**** Data shown ****

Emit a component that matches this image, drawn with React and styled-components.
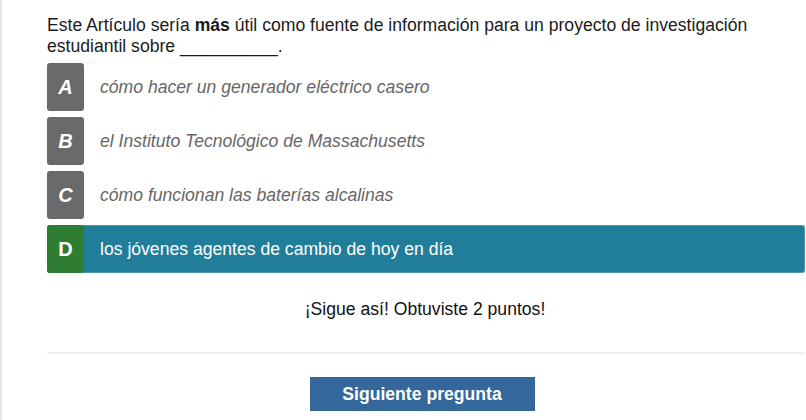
import React from "react";
import styled, { createGlobalStyle } from "styled-components";

const Global = createGlobalStyle`
  html, body { margin: 0; padding: 0; background: #fff; }
  body { font-family: "Liberation Sans", Arial, sans-serif; }
`;

const Page = styled.div`
  width: 806px;
  height: 420px;
  box-sizing: border-box;
  border-left: 1px solid #e2e2e2;
  box-shadow: inset 2px 0 2px -1px #eeeeee;
  padding: 15px 1px 0 46px;
  overflow: hidden;
`;

const Question = styled.p`
  margin: 0 0 6px;
  font-size: 17.6px;
  line-height: 21px;
  color: #1b1b1b;
  b { font-weight: bold; }
`;

const Options = styled.div`
  display: flex;
  flex-direction: column;
  gap: 6px;
`;

const Option = styled.div`
  display: flex;
  align-items: center;
  height: 48px;
  box-sizing: border-box;
  background: ${(p) => (p.$selected ? "#217e9a" : "transparent")};
  border: ${(p) => (p.$selected ? "1px solid #4d9ab3" : "none")};
  border-left: none;
  border-radius: 3px;
`;

const Letter = styled.div`
  flex: none;
  width: 37px;
  height: 48px;
  margin-top: ${(p) => (p.$selected ? "-1px" : "0")};
  margin-bottom: ${(p) => (p.$selected ? "-1px" : "0")};
  box-sizing: border-box;
  display: flex;
  align-items: center;
  justify-content: center;
  background: ${(p) => (p.$selected ? "#2e7d32" : "#6a6a6a")};
  border-radius: 3px;
  color: #fff;
  font-weight: bold;
  font-style: ${(p) => (p.$selected ? "normal" : "italic")};
  font-size: 20px;
`;

const OptionText = styled.span`
  margin-left: 16px;
  font-size: 17.6px;
  font-style: ${(p) => (p.$selected ? "normal" : "italic")};
  color: ${(p) => (p.$selected ? "#ffffff" : "#666666")};
`;

const Feedback = styled.div`
  margin-top: 26px;
  text-align: center;
  font-size: 17.6px;
  line-height: 21px;
  color: #111;
  padding-right: 2px;
`;

const Divider = styled.hr`
  margin: 32px 0 0;
  border: none;
  border-top: 2px solid #eeeeee;
`;

const Footer = styled.div`
  display: flex;
  justify-content: center;
  padding-top: 23px;
  padding-right: 8px;
`;

const NextButton = styled.button`
  width: 225px;
  height: 34px;
  padding: 0;
  border: none;
  border-radius: 0;
  background: #34679a;
  color: #fff;
  font-family: "Liberation Sans", Arial, sans-serif;
  font-weight: bold;
  font-size: 17.6px;
  cursor: pointer;
`;

const options = [
  { letter: "A", text: "cómo hacer un generador eléctrico casero" },
  { letter: "B", text: "el Instituto Tecnológico de Massachusetts" },
  { letter: "C", text: "cómo funcionan las baterías alcalinas" },
  { letter: "D", text: "los jóvenes agentes de cambio de hoy en día", selected: true },
];

export default function App() {
  return (
    <>
      <Global />
      <Page>
        <Question>
          Este Artículo sería <b>más</b> útil como fuente de información para un proyecto de investigación
          estudiantil sobre __________.
        </Question>
        <Options>
          {options.map((o) => (
            <Option key={o.letter} $selected={o.selected}>
              <Letter $selected={o.selected}>{o.letter}</Letter>
              <OptionText $selected={o.selected}>{o.text}</OptionText>
            </Option>
          ))}
        </Options>
        <Feedback>¡Sigue así! Obtuviste 2 puntos!</Feedback>
        <Divider />
        <Footer>
          <NextButton>Siguiente pregunta</NextButton>
        </Footer>
      </Page>
    </>
  );
}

****

■ Work to do ■
Omit the pictures, then output the rest of the listing exactly.

■ Final answer ■
Emit a component that matches this image, drawn with React and styled-components.
import React from "react";
import styled, { createGlobalStyle } from "styled-components";

const Global = createGlobalStyle`
  html, body { margin: 0; padding: 0; background: #fff; }
  body { font-family: "Liberation Sans", Arial, sans-serif; }
`;

const Page = styled.div`
  width: 806px;
  height: 420px;
  box-sizing: border-box;
  border-left: 1px solid #e2e2e2;
  box-shadow: inset 2px 0 2px -1px #eeeeee;
  padding: 15px 1px 0 46px;
  overflow: hidden;
`;

const Question = styled.p`
  margin: 0 0 6px;
  font-size: 17.6px;
  line-height: 21px;
  color: #1b1b1b;
  b { font-weight: bold; }
`;

const Options = styled.div`
  display: flex;
  flex-direction: column;
  gap: 6px;
`;

const Option = styled.div`
  display: flex;
  align-items: center;
  height: 48px;
  box-sizing: border-box;
  background: ${(p) => (p.$selected ? "#217e9a" : "transparent")};
  border: ${(p) => (p.$selected ? "1px solid #4d9ab3" : "none")};
  border-left: none;
  border-radius: 3px;
`;

const Letter = styled.div`
  flex: none;
  width: 37px;
  height: 48px;
  margin-top: ${(p) => (p.$selected ? "-1px" : "0")};
  margin-bottom: ${(p) => (p.$selected ? "-1px" : "0")};
  box-sizing: border-box;
  display: flex;
  align-items: center;
  justify-content: center;
  background: ${(p) => (p.$selected ? "#2e7d32" : "#6a6a6a")};
  border-radius: 3px;
  color: #fff;
  font-weight: bold;
  font-style: ${(p) => (p.$selected ? "normal" : "italic")};
  font-size: 20px;
`;

const OptionText = styled.span`
  margin-left: 16px;
  font-size: 17.6px;
  font-style: ${(p) => (p.$selected ? "normal" : "italic")};
  color: ${(p) => (p.$selected ? "#ffffff" : "#666666")};
`;

const Feedback = styled.div`
  margin-top: 26px;
  text-align: center;
  font-size: 17.6px;
  line-height: 21px;
  color: #111;
  padding-right: 2px;
`;

const Divider = styled.hr`
  margin: 32px 0 0;
  border: none;
  border-top: 2px solid #eeeeee;
`;

const Footer = styled.div`
  display: flex;
  justify-content: center;
  padding-top: 23px;
  padding-right: 8px;
`;

const NextButton = styled.button`
  width: 225px;
  height: 34px;
  padding: 0;
  border: none;
  border-radius: 0;
  background: #34679a;
  color: #fff;
  font-family: "Liberation Sans", Arial, sans-serif;
  font-weight: bold;
  font-size: 17.6px;
  cursor: pointer;
`;

const options = [
  { letter: "A", text: "cómo hacer un generador eléctrico casero" },
  { letter: "B", text: "el Instituto Tecnológico de Massachusetts" },
  { letter: "C", text: "cómo funcionan las baterías alcalinas" },
  { letter: "D", text: "los jóvenes agentes de cambio de hoy en día", selected: true },
];

export default function App() {
  return (
    <>
      <Global />
      <Page>
        <Question>
          Este Artículo sería <b>más</b> útil como fuente de información para un proyecto de investigación
          estudiantil sobre __________.
        </Question>
        <Options>
          {options.map((o) => (
            <Option key={o.letter} $selected={o.selected}>
              <Letter $selected={o.selected}>{o.letter}</Letter>
              <OptionText $selected={o.selected}>{o.text}</OptionText>
            </Option>
          ))}
        </Options>
        <Feedback>¡Sigue así! Obtuviste 2 puntos!</Feedback>
        <Divider />
        <Footer>
          <NextButton>Siguiente pregunta</NextButton>
        </Footer>
      </Page>
    </>
  );
}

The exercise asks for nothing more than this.